In Washington, the manhunters were frustrated that they had no leads on Booth, only information on his accomplices. They had evidence that Booth was the killer and that Atzerodt had been supposed to kill the Vice President, but no idea how Booth had meant to escape. Although a man had given the name “Booth” to Sergeant Cobb at the bridge to Maryland, they had no idea where the killer had disappeared to after that. As time elapsed, the failure to catch Booth became an embarrassment for the government.
Booth’s capture was becoming an important matter of principle for the government. The authorities needed to bring Booth to court, try him publicly, and then execute him. This act of violence sanctioned by the state would counter Booth’s rogue assassination of the president.

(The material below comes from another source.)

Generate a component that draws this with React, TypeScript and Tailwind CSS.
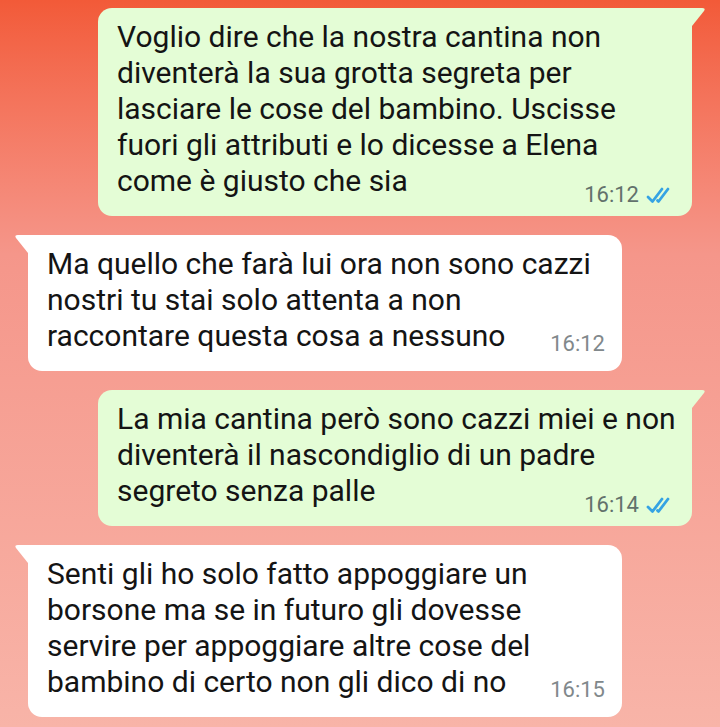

It would also, they believed, deal a blow to the Confederate cause that Booth meant to support by killing Lincoln.
On Monday, April 17, Thomas Jones brought food and newspapers to where Booth and Herold hid in the thicket. He also carried corn with him; if he was stopped by Union cavalry he planned to say he was just going to feed his wild hogs in the woods.
Jones, as a Confederate spy, had some of the same talents for deceiving people that Booth did as an actor.
Booth, despite the worsening condition of his leg, was happy to finally read about himself in the newspaper, relishing the reading as if it were a review of his performance in a play.
Booth had surely read about himself in the newspaper before, when reviews of his performances as an actor appeared, so seeing his name in print was not an entirely unfamiliar experience for him.
At that moment, the three men heard the familiar sound of cavalry horses. There was no time to escape. They were outnumbered, Herold had never been in a battle before, and Booth was injured, so there was no way they could have fought if discovered. Lucky for them, the cavalry did not explore the thicket, but rode by, passing only two hundred yards from the fugitives’ hiding place. Jones told Booth that this was all the more sign that Booth and Herold should stay put. Booth agreed, placing his full trust in Jones.
This close call demonstrated how much the danger of the fugitives’ situation was increasing as time passed. Although no dramatic confrontation with the cavalry occurred at that moment, Booth and Herold recognized that they would need to wait for the right chance to cross the river.
Also on the morning of the 17th, Dr. Mudd waited for troops to come investigate his cousin George’s report on the visit by two strangers. But George did not make that report until the next afternoon. Lucky for Booth and Mudd, Lieutenant Dana considered this lead old and irrelevant. He continued following other false leads. Mudd thought that the manhunters would soon leave Bryantown and the area around his farm, and perhaps his involvement would go undiscovered after all.
To Mudd, it seemed like his plan to slip under the manhunters’ radar was working and that he might escape discovery. This was true for the time being, but it seemed unlikely to last as larger and larger numbers of investigators joined the manhunt and as other clues began to suggest more about the trail the assassins had taken.
In the thicket, Thomas Jones told Booth and Herold that it was too dangerous for him to carry horse feed when he came to see them the next day. Herold led the horses to a quicksand pit a mile away, shot them, and watched their bodies get swallowed up. Herold and Booth prepared for another night in the thicket, even more vulnerable and dependent on Thomas Jones for help than before.
Once again, Booth and Herold faced the limitations of their preparations for their get-away. They had planned to move quickly on their horses to safety in the Deep South. Instead, feeding the horses while staying still in the thicket had become an unacceptable additional burden.